President Donald Trump on Wednesday recognised Jerusalem as Israel’s capital, ignoring warnings from world leaders and upending decades of US policy.
“I have determined that it is time to officially recognise Jerusalem as the capital of Israel,” Trump said from the White House.
“It’s the right thing to do,” he added.
The declaration marks a departure from seven decades of deliberate diplomatic ambiguity about the final status of a holy city vociferously claimed by both Israelis and Palestinians, according to news agency AFP.
Trump also kicked off the process of moving the US embassy from Tel Aviv to Jerusalem, making good on a campaign promise dear to evangelical Christian and right wing Jewish voters – as well as donors.
Trump’s predecessors – from Bill Clinton to George Bush – made similar promises on the campaign trail, but quickly reneged upon taking office, and the burden of war and peace.
Trump administration officials earlier described the risky move as a “recognition of reality” that the city has been used as a base for many Israeli government offices.
“My announcement today marks the beginning of a new approach to the conflict between Isreal and Palestinians,” he said.
Jordan and Palestinians called for an emergency meeting of the Arab League on Wednesday prior to Trump’s announcement.
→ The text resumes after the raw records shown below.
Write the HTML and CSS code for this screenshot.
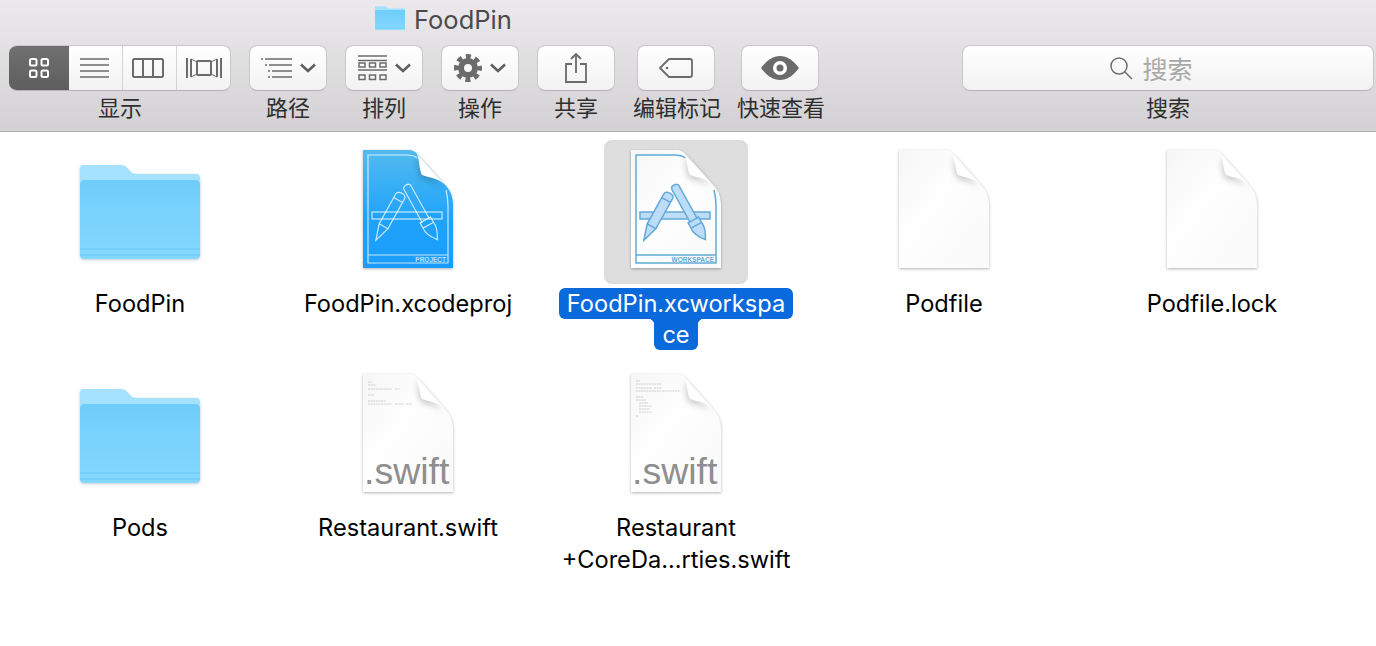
FILE: index.html
```html
<!DOCTYPE HTML>
<html>
<head>
<meta http-equiv="Content-Type" content="text/html; charset=utf-8">
<title>FoodPin</title>
<link rel="stylesheet" href="styles.css">
</head>
<body>
<!-- shared shapes -->
<svg class="defs" width="0" height="0">
	<defs>
		<linearGradient id="folderFront" x1="0" y1="0" x2="0" y2="1">
			<stop offset="0" stop-color="#6fcdf9"></stop>
			<stop offset="1" stop-color="#84d8ff"></stop>
		</linearGradient>
		<linearGradient id="blueDoc" x1="0" y1="0" x2="0" y2="1">
			<stop offset="0" stop-color="#52bbef"></stop>
			<stop offset=".6" stop-color="#1fa2fa"></stop>
			<stop offset="1" stop-color="#1a9dfd"></stop>
		</linearGradient>
		<linearGradient id="whiteDoc" x1="0" y1="0" x2="1" y2="1">
			<stop offset="0" stop-color="#f6f6f6"></stop>
			<stop offset=".4" stop-color="#fefefe"></stop>
			<stop offset="1" stop-color="#fafafa"></stop>
		</linearGradient>
		<g id="folder">
			<path fill="#a5e2ff" d="M16 25H52C56 25 58 26 60 29L63 32C64 33 65 34 68 34H128C131 34 132 36 132 39V60H12V29C12 26 13 25 16 25Z"></path>
			<path fill="url(#folderFront)" d="M17 40H127C130 40 132 42 132 45V115C132 118 130 119 128 119H16C14 119 12 118 12 115V45C12 42 14 40 17 40Z"></path>
			<path fill="#69c6f1" opacity=".45" d="M12 108H132V110H12ZM12 114H132V116H12Z"></path>
		</g>
		<path id="page" d="M27 10H72C77 10 80 12 82 15L111 47C115 52 117 58 117 66V128H27Z"></path>
		<path id="fold" d="M81 14C84 22 83 30 86 35C94 38 104 38 111 47Z"></path>
		<g id="app">
			<path class="app-frame" d="M110 50C111 54 112 60 112 66V123H32V15H70C75 15 79 16 81 18M32 115H112"></path>
			<rect class="app-part" x="36" y="72" width="70" height="7"></rect>
			<g transform="translate(66 53) rotate(29)">
				<path class="app-part" d="M-5 4C-5 -1 5 -1 5 4V38L0 54L-5 38Z"></path>
				<path class="app-frame" d="M-5 8H5M-5 38H5"></path>
			</g>
			<g transform="translate(70 45) rotate(-29)">
				<path class="app-part" d="M-4 3C-4 -1 4 -1 4 3V40H6V46C7 52 4 58 1 63C-3 58 -7 52 -6 46V40H-4Z"></path>
				<path class="app-frame" d="M-6 40H6M-6 46H6"></path>
			</g>
		</g>
	</defs>
</svg>

<header class="toolbar">
	<div class="title-row">
		<svg class="title-icon" viewBox="12 25 120 94"><use href="#folder"></use></svg>
		<span class="title-text">FoodPin</span>
	</div>
	<div class="tool-row">
		<div class="tool">
			<div class="seg">
				<div class="seg-item seg-active seg-first">
					<svg width="20" height="20" viewBox="0 0 20 20" fill="none" stroke="#fff" stroke-width="2"><rect x="1" y="1" width="6.500" height="6.500" rx="1.500"></rect><rect x="12.500" y="1" width="6.500" height="6.500" rx="1.500"></rect><rect x="1" y="12.500" width="6.500" height="6.500" rx="1.500"></rect><rect x="12.500" y="12.500" width="6.500" height="6.500" rx="1.500"></rect></svg>
				</div>
				<div class="seg-item seg-list">
					<svg width="29" height="20" viewBox="0 0 29 20" fill="none" stroke="#6b6b6b" stroke-width="1.500"><path d="M0 1H29M0 7H29M0 13H29M0 19H29"></path></svg>
				</div>
				<div class="seg-item seg-cols">
					<svg width="32" height="20" viewBox="0 0 32 20" fill="none" stroke="#6b6b6b" stroke-width="2"><rect x="1" y="1" width="30" height="18" rx="1.500"></rect><path d="M11 1V19M21 1V19"></path></svg>
				</div>
				<div class="seg-item seg-last">
					<svg width="36" height="22" viewBox="0 0 36 22" fill="none" stroke="#6b6b6b" stroke-width="2"><rect x="11" y="4" width="14" height="14" rx="1"></rect><path d="M1 1V21M5 2V20M31 2V20M35 1V21"></path><path stroke-width="1" d="M5 2L11 5M5 20L11 17M31 2L25 5M31 20L25 17"></path></svg>
				</div>
			</div>
			<span class="tool-label">显示</span>
		</div>
		<div class="tool">
			<div class="btn">
				<svg width="31" height="20" viewBox="0 0 31 20" fill="none" stroke="#6b6b6b" stroke-width="1.500"><path d="M0 1H2M4 1H31M4 7H6M8 7H31M7 13H9M11 13H31M7 19H9M11 19H31"></path></svg>
				<svg class="chev" width="16" height="10" viewBox="0 0 16 10"><path d="M1 1.500L8 8L15 1.500"></path></svg>
			</div>
			<span class="tool-label">路径</span>
		</div>
		<div class="tool">
			<div class="btn">
				<svg width="29" height="26" viewBox="0 0 29 26" fill="none" stroke="#6b6b6b" stroke-width="1.500"><path d="M0 1H29M0 5.500H29M0 15H29"></path><path d="M1 8H7V12H1ZM11.500 8H17.500V12H11.500ZM22 8H28V12H22ZM1 20H7V24.500H1ZM11.500 20H17.500V24.500H11.500ZM22 20H28V24.500H22Z"></path></svg>
				<svg class="chev" width="16" height="10" viewBox="0 0 16 10"><path d="M1 1.500L8 8L15 1.500"></path></svg>
			</div>
			<span class="tool-label">排列</span>
		</div>
		<div class="tool">
			<div class="btn">
				<svg width="28" height="28" viewBox="-14 -14 28 28" fill="none" stroke="#6b6b6b"><circle r="7" stroke-width="6"></circle><circle r="11.500" stroke-width="5" stroke-dasharray="5 4.032" stroke-dashoffset="2.500"></circle></svg>
				<svg class="chev" width="16" height="10" viewBox="0 0 16 10"><path d="M1 1.500L8 8L15 1.500"></path></svg>
			</div>
			<span class="tool-label">操作</span>
		</div>
		<div class="tool">
			<div class="btn">
				<svg width="22" height="30" viewBox="0 0 22 30" fill="none" stroke="#6b6b6b" stroke-width="1.800"><path d="M7 11H1V29H21V11H15"></path><path d="M11 20V1M6 6L11 1L16 6"></path></svg>
			</div>
			<span class="tool-label">共享</span>
		</div>
		<div class="tool tool-tag">
			<div class="btn">
				<svg width="34" height="20" viewBox="0 0 34 20" fill="none" stroke="#6b6b6b" stroke-width="1.800"><path d="M10 1H31C32 1 33 2 33 3V17C33 18 32 19 31 19H10L1 10Z" stroke-linejoin="round"></path><circle cx="8" cy="10" r="1.300" fill="#6b6b6b" stroke="none"></circle></svg>
			</div>
			<span class="tool-label">编辑标记</span>
		</div>
		<div class="tool tool-eye">
			<div class="btn">
				<svg width="38" height="24" viewBox="0 0 38 24"><path fill="#6b6b6b" d="M0 12C6 4 12 0 19 0C26 0 32 4 38 12C32 20 26 24 19 24C12 24 6 20 0 12Z"></path><circle cx="19" cy="12" r="7" fill="#fff"></circle><circle cx="19" cy="12" r="3.500" fill="#6b6b6b"></circle></svg>
			</div>
			<span class="tool-label">快速查看</span>
		</div>
		<div class="tool tool-search">
			<div class="search-box">
				<svg width="24" height="24" viewBox="0 0 24 24" fill="none" stroke="#6e6e6e" stroke-width="1.500"><circle cx="10" cy="10" r="8"></circle><path d="M16 16L23 23"></path></svg>
				<span class="search-hint">搜索</span>
			</div>
			<span class="tool-label">搜索</span>
		</div>
	</div>
</header>

<main class="files">
	<div class="file">
		<div class="thumb"><svg viewBox="0 0 144 144"><use class="folder" href="#folder"></use></svg></div>
		<div class="name">FoodPin</div>
	</div>
	<div class="file">
		<div class="thumb doc-project">
			<svg viewBox="0 0 144 144">
				<use class="page" href="#page"></use>
				<use href="#app"></use>
				<text class="badge" x="110" y="122">PROJECT</text>
				<use class="fold" href="#fold"></use>
			</svg>
		</div>
		<div class="name">FoodPin.xcodeproj</div>
	</div>
	<div class="file file-selected">
		<div class="thumb doc-workspace">
			<svg viewBox="0 0 144 144">
				<use class="page" href="#page"></use>
				<use href="#app"></use>
				<text class="badge" x="110" y="122">WORKSPACE</text>
				<use class="fold" href="#fold"></use>
			</svg>
		</div>
		<div class="name">
			<span class="name-line name-first">FoodPin.xcworkspa</span>
			<span class="name-line name-rest">ce</span>
		</div>
	</div>
	<div class="file">
		<div class="thumb doc-plain">
			<svg viewBox="0 0 144 144"><use class="page" href="#page"></use><use class="fold" href="#fold"></use></svg>
		</div>
		<div class="name">Podfile</div>
	</div>
	<div class="file">
		<div class="thumb doc-plain">
			<svg viewBox="0 0 144 144"><use class="page" href="#page"></use><use class="fold" href="#fold"></use></svg>
		</div>
		<div class="name">Podfile.lock</div>
	</div>
	<div class="file">
		<div class="thumb"><svg viewBox="0 0 144 144"><use class="folder" href="#folder"></use></svg></div>
		<div class="name">Pods</div>
	</div>
	<div class="file">
		<div class="thumb doc-plain">
			<svg viewBox="0 0 144 144">
				<use class="page" href="#page"></use>
				<path class="code" d="M32 18H36M32 21H40M32 25H56M59 25H64M32 31H38M32 37H50M32 40H56M59 40H68M70 40H76"></path>
				<text class="ext" x="28" y="120">.swift</text>
				<use class="fold" href="#fold"></use>
			</svg>
		</div>
		<div class="name">Restaurant.swift</div>
	</div>
	<div class="file">
		<div class="thumb doc-plain">
			<svg viewBox="0 0 144 144">
				<use class="page" href="#page"></use>
				<path class="code" d="M32 17H36M32 20H58M32 24H48M50 24H58M32 27H76M32 33H40M32 36H42M35 39H44M35 42H48M35 45H46M35 48H48M32 52H34"></path>
				<text class="ext" x="28" y="120">.swift</text>
				<use class="fold" href="#fold"></use>
			</svg>
		</div>
		<div class="name">Restaurant<br>+CoreDa...rties.swift</div>
	</div>
</main>
</body>
</html>
```
FILE: styles.css
```css
html, body { margin: 0; padding: 0; }
body { width: 1376px; height: 646px; overflow: hidden; background: #fff; font-family: Inter, "Liberation Sans", "Noto Sans CJK SC", sans-serif; }
svg { display: block; }
.defs { position: absolute; }

/* toolbar */
.toolbar { height: 131px; border-bottom: 1px solid #b0aeb0; background: linear-gradient(#ebe9eb, #d3d1d3); }
.title-row { height: 45px; padding: 0 0 9px 375px; box-sizing: border-box; display: flex; align-items: center; gap: 9px; }
.title-icon { width: 30px; height: 24px; }
.title-text { padding-top: 2px; font-size: 25.500px; color: #4b4a4b; }
.tool-row { display: flex; gap: 18px; padding: 0 2px 0 9px; }
.tool { display: flex; flex-direction: column; align-items: center; width: 78px; }
.tool-label { margin-top: -1px; line-height: 32px; font-size: 22px; white-space: nowrap; color: #2e2e2e; font-family: "Noto Sans CJK SC", sans-serif; }
.tool:first-child { width: 222px; }
.tool-tag { margin-left: 4px; }
.tool-eye { margin-left: 8px; }
.tool-tag .tool-label, .tool-eye .tool-label { padding-left: 2px; }
.tool-search { width: 412px; margin-left: auto; }

.btn, .seg, .search-box { height: 46px; box-sizing: border-box; border: 1px solid #c9c7c9; border-bottom-color: #b5b3b5; border-radius: 8px; background: linear-gradient(#fff, #f2f2f2); }
.btn { width: 78px; display: flex; align-items: center; justify-content: center; gap: 8px; }
.chev { fill: none; stroke: #5e5e5e; stroke-width: 2.500; }

.seg { width: 222px; display: flex; overflow: hidden; border-left: 0; }
.seg-item { width: 54px; display: flex; align-items: center; justify-content: center; border-left: 1px solid #d4d2d4; box-sizing: border-box; }
.seg-first { width: 60px; border-left: 0; }
.seg-list { width: 53px; border-left: 0; padding-right: 3px; }
.seg-cols { padding-right: 4px; }
.seg-last { flex: 1; }
.seg-active { background: linear-gradient(#707070, #5e5e5e); }

.search-box { width: 412px; padding-right: 34px; display: flex; align-items: center; justify-content: center; gap: 9px; }
.search-hint { font-size: 25px; color: #a8a8a8; font-family: "Noto Sans CJK SC", sans-serif; }

/* file grid */
.files { padding: 8px 0 0 6px; display: grid; grid-template-columns: repeat(5, 268px); grid-auto-rows: 224px; }
.file { display: flex; flex-direction: column; align-items: center; }
.thumb { width: 144px; height: 144px; border-radius: 8px; }
.thumb svg { width: 144px; height: 144px; overflow: visible; }
.file-selected .thumb { background: #dedede; }
.name { margin-top: 4px; width: 268px; text-align: center; font-size: 23.600px; line-height: 32px; color: #000; }
.name-line { display: table; margin: 0 auto; padding: 0 8px; line-height: 31px; background: #0a69db; color: #fff; position: relative; }
.name-first { border-radius: 6px; }
.name-rest { border-radius: 0 0 6px 6px; }
.name-rest::before, .name-rest::after { content: ""; position: absolute; top: 0; width: 6px; height: 6px; }
.name-rest::before { left: -6px; background: radial-gradient(circle at 0 100%, transparent 6px, #0a69db 6.500px); }
.name-rest::after { right: -6px; background: radial-gradient(circle at 100% 100%, transparent 6px, #0a69db 6.500px); }

/* icons */
.folder { filter: drop-shadow(0 1px 1.500px rgba(0, 60, 110, .25)); }
.page { fill: url(#whiteDoc); filter: drop-shadow(0 1px 1.500px rgba(0, 0, 0, .3)); }
.fold { fill: #fff; filter: drop-shadow(-1px 3px 3px rgba(0, 0, 0, .22)); }
.doc-project .page { fill: url(#blueDoc); }
.app-frame { fill: none; stroke: var(--app-line); stroke-width: var(--app-width); }
.app-part { fill: var(--app-fill); stroke: var(--app-line); stroke-width: var(--app-width); }
.doc-project { --app-line: rgba(255, 255, 255, .75); --app-fill: none; --app-width: 1.200; --badge: rgba(255, 255, 255, .7); }
.doc-workspace { --app-line: #62aad8; --app-fill: #bcdcf7; --app-width: 1.500; --badge: #62aad8; }
.badge { font: bold 6.500px "Liberation Sans", sans-serif; text-anchor: end; fill: var(--badge); }
.code { fill: none; stroke: #c4c4c4; stroke-width: .8; stroke-dasharray: 2 .6; }
.ext { font: 37.500px "Liberation Sans", sans-serif; fill: #8e8e8e; }
```
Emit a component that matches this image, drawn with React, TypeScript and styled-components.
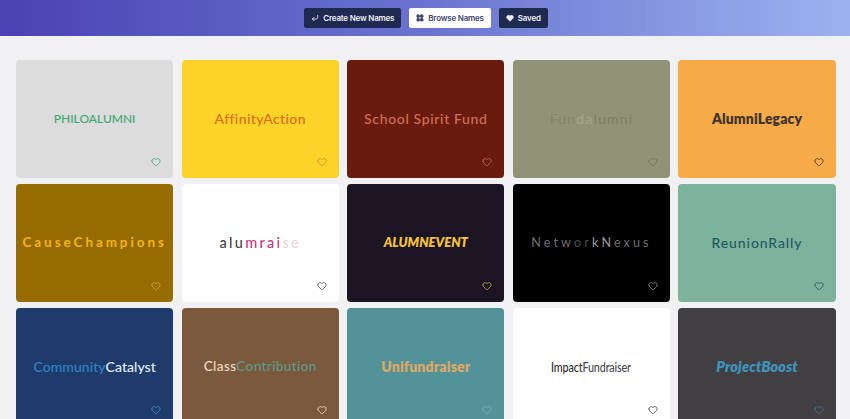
import React from 'react';
import styled, { createGlobalStyle } from 'styled-components';
import { CornerDownLeft, Heart, LayoutGrid } from 'lucide-react';

interface Segment {
    text: string;
    color: string;
}

interface NameItem {
    bg: string;
    heart: string;
    size: number;
    weight: number;
    spacing?: number;
    italic?: boolean;
    squeeze?: number;
    segments: Segment[];
}

const names: NameItem[] = [
    { bg: '#dcdcdc', heart: '#3fa878', size: 12, weight: 500, spacing: 0, segments: [{ text: 'PHILOALUMNI', color: '#3fa66f' }] },
    { bg: '#ffd428', heart: '#d9822b', size: 14, weight: 500, spacing: 0.4, segments: [{ text: 'AffinityAction', color: '#dc6a1c' }] },
    { bg: '#691b0d', heart: '#d0705c', size: 14, weight: 500, spacing: 0.65, segments: [{ text: 'School Spirit Fund', color: '#d0705c' }] },
    { bg: '#909375', heart: '#6e705c', size: 14, weight: 400, spacing: 1.2, segments: [{ text: 'Fun', color: '#83866b' }, { text: 'da', color: '#a3a68c' }, { text: 'lumni', color: '#7a7d64' }] },
    { bg: '#f6aa48', heart: '#4a3a2a', size: 14, weight: 800, spacing: 0.1, segments: [{ text: 'AlumniLegacy', color: '#3d3431' }] },
    { bg: '#966b00', heart: '#d9a227', size: 13.5, weight: 700, spacing: 2.9, segments: [{ text: 'CauseChampions', color: '#f4b41a' }] },
    { bg: '#ffffff', heart: '#5a5a5a', size: 14.5, weight: 500, spacing: 2.3, segments: [{ text: 'alu', color: '#45424a' }, { text: 'mrai', color: '#c4397e' }, { text: 'se', color: '#e8d5e0' }] },
    { bg: '#1b1523', heart: '#c9a24a', size: 13, weight: 800, spacing: 0, italic: true, segments: [{ text: 'ALUMNEVENT', color: '#f4c13c' }] },
    { bg: '#000000', heart: '#8a8a8a', size: 12.5, weight: 400, spacing: 3.15, segments: [{ text: 'Netw', color: '#6f6f6f' }, { text: 'or', color: '#4c4c4c' }, { text: 'kN', color: '#9a9a9a' }, { text: 'exus', color: '#6f6f6f' }] },
    { bg: '#7db39c', heart: '#1f5a5a', size: 14, weight: 500, spacing: 0.9, segments: [{ text: 'ReunionRally', color: '#1d5a5f' }] },
    { bg: '#1f3b6c', heart: '#3d8bc9', size: 14, weight: 500, spacing: 0.05, segments: [{ text: 'Community', color: '#3283c2' }, { text: 'Catalyst', color: '#e4edf2' }] },
    { bg: '#7b593d', heart: '#f0e0d0', size: 13.5, weight: 500, spacing: 0.4, segments: [{ text: 'Class', color: '#f3dcc4' }, { text: 'Contribution', color: '#5f9a8d' }] },
    { bg: '#519399', heart: '#7fb0ae', size: 14, weight: 800, spacing: 0.2, segments: [{ text: 'Unifundraiser', color: '#dfa865' }] },
    { bg: '#ffffff', heart: '#4a4a4a', size: 14, weight: 500, spacing: -0.2, squeeze: 0.77, segments: [{ text: 'Impact', color: '#2f2f33' }, { text: 'Fundraiser', color: '#4b4b50' }] },
    { bg: '#423f42', heart: '#3f7f9f', size: 14.5, weight: 800, spacing: 0.15, italic: true, segments: [{ text: 'ProjectBoost', color: '#3f94bd' }] },
];

const App: React.FC = () => {
    return (
        <>
            <GlobalStyle />
            <TopBar>
                <NavButton>
                    <CornerDownLeft size={8} strokeWidth={2.5} />
                    Create New Names
                </NavButton>
                <NavButton $active>
                    <LayoutGrid size={8} strokeWidth={3} fill="currentColor" />
                    Browse Names
                </NavButton>
                <NavButton>
                    <Heart size={8} fill="currentColor" />
                    Saved
                </NavButton>
            </TopBar>
            <NameGrid>
                {names.map((item) => (
                    <NameCard key={item.segments.map((s) => s.text).join('')} $bg={item.bg}>
                        <NameText
                            $size={item.size}
                            $weight={item.weight}
                            $spacing={item.spacing ?? 0}
                            $italic={!!item.italic}
                            $squeeze={item.squeeze ?? 1}
                        >
                            {item.segments.map((s) => (
                                <Part key={s.text} $color={s.color}>{s.text}</Part>
                            ))}
                        </NameText>
                        <SaveIcon $color={item.heart}>
                            <Heart size={10} strokeWidth={2} />
                        </SaveIcon>
                    </NameCard>
                ))}
            </NameGrid>
        </>
    );
};

export default App;

const GlobalStyle = createGlobalStyle`
    html, body {
        margin: 0;
        height: 100%;
        overflow: hidden;
        background: #f1f1f3;
        font-family: Inter, "Liberation Sans", sans-serif;
    }
`;

const TopBar = styled.header`
    height: 36px;
    display: flex;
    align-items: center;
    justify-content: center;
    gap: 8px;
    padding-left: 2px;
    box-sizing: border-box;
    background: linear-gradient(90deg, #4a42b4 0%, #6a74cf 50%, #9db2f0 100%);
`;

const NavButton = styled.button<{ $active?: boolean }>`
    height: 20px;
    display: flex;
    align-items: center;
    gap: 4px;
    padding: 0 7px;
    border: none;
    border-radius: 2px;
    font-family: inherit;
    font-size: 8px;
    font-weight: 600;
    letter-spacing: -0.2px;
    background: ${({ $active }) => ($active ? '#ffffff' : '#1f2a50')};
    color: ${({ $active }) => ($active ? '#40456a' : '#eef0f6')};
`;

const NameGrid = styled.main`
    display: grid;
    grid-template-columns: repeat(5, 157.3px);
    grid-auto-rows: 118px;
    column-gap: 8.3px;
    row-gap: 6px;
    padding: 24px 0 0 16px;
`;

const NameCard = styled.article<{ $bg: string }>`
    position: relative;
    display: flex;
    align-items: center;
    justify-content: center;
    padding-bottom: 2px;
    box-sizing: border-box;
    border-radius: 4px;
    background: ${({ $bg }) => $bg};
`;

const NameText = styled.div<{ $size: number; $weight: number; $spacing: number; $italic: boolean; $squeeze: number }>`
    white-space: nowrap;
    font-family: Lato, "Liberation Sans", sans-serif;
    font-size: ${({ $size }) => $size}px;
    font-weight: ${({ $weight }) => $weight};
    font-style: ${({ $italic }) => ($italic ? 'italic' : 'normal')};
    letter-spacing: ${({ $spacing }) => $spacing}px;
    transform: scaleX(${({ $squeeze }) => $squeeze});
`;

const Part = styled.span<{ $color: string }>`
    color: ${({ $color }) => $color};
`;

const SaveIcon = styled.span<{ $color: string }>`
    position: absolute;
    right: 12px;
    bottom: 11px;
    display: flex;
    color: ${({ $color }) => $color};
`;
Members are set to meet in Cairo on Saturday, reports quoting diplomatic sources said.
Shortly after Trump’s speech, Saeb Erekat, the chief Palestinian negotiator, said the US president “destroyed any possibility of peace” and was “pushing this region towards chaos [and] violence”.
“He’s destroying all moderates in the region and he’s giving power to extremists,” Erekat told Al Jazeera from Jericho.
“This is the most dangerous decision that any US president has ever taken,” he said, adding that Trump had “disqualified his country from any possible role in the peace process”.
“How can he talk about peace when he dictates the future of Jerusalem before negotiations begin, in total violation of international law?” asked Erekat, saying it is “meaningless” to have a Palestinian state without Jerusalem as its capital.
The only option remaining for Palestinians, he said, “is to fight for equal rights” between the Mediterranean Sea and the Jordan River, the area of historic Palestine.
Turkish President Recep Tayyip Erdogan on Wednesday called for a summit of the main pan-Islamic body in Istanbul on December 13 to discuss the move.
Erdogan’s call came after the Turkish government said the move risked igniting a “fire” in the Middle East and will prove a “great disaster.”
The recognition will “throw the region and the world into a fire and it’s not known when it will end,” Deputy Prime Minister and government spokesman Bekir Bozdag wrote on Twitter, saying the move was a “great disaster” that would lead the way to “turmoil, chaos and clashes.”
On the the eve of his contentious decision on Jerusalem’s status, the president held calls with US allies in the Middle East to discuss the issue.
The White House said Trump talked with Saudi Arabia’s King Salman and Egyptian President Abdel Fattah al-Sisi late on Tuesday, both of whom have warned Trump against moving the US embassy in Israel to Jerusalem.
Sisi urged Trump “not to complicate the situation in the region by taking measures that jeopardise the chances of peace in the Middle East,” the Egyptian leader’s spokesman Bassem Radi said in a statement.
Sisi also confirmed “Egypt’s consistent position on maintaining the legal status of Jerusalem within the framework of international standards and relevant United Nations resolutions,” he said.
Saudi Arabia’s King Salman warned President Donald Trump that moving the US embassy for Israel to Jerusalem was a “dangerous step” that could rile Muslims worldwide.
“Moving the US embassy is a dangerous step that provokes the feelings of Muslims around the world,” state-run Al-Ekhbariya TV quoted King Salman as telling Trump in the phone call.
In an open letter to the American president on Tuesday, Morocco’s King Mohammed VI also expressed his “deep personal concern” and “the great concern felt by Arab and Muslim states and peoples” over moves to recognise the city as Israel’s capital and transfer the US embassy there.
The monarch was writing as head of the 57-member Organisation of Islamic Cooperation’s Al-Quds Committee, which lobbies on issues related to the city, holy to three of the world’s major religions.
Earlier on Tuesday Trump informed Palestinian President Mahmoud Abbas by phone of his intention to move the embassy from Tel Aviv to Jerusalem.
Abbas “warned of the dangerous consequences such a decision would have to the peace process and to the peace, security and stability of the region and of the world,” a PA spokesperson said.
The move has been widely condemned in the Arab world and internationally.
A Jordanian palace statement quoted King Abdullah as telling the US president that such a decision would have “dangerous repercussions on the stability and security in the region” and would obstruct US efforts to resume Arab-Israeli peace talks.
Israel regards Jerusalem as its capital, a position nearly the entire world rejects saying its status should be determined in peace talks with the Palestinians.
East Jerusalem, which includes the Old City, is considered occupied Palestinian territory under international law.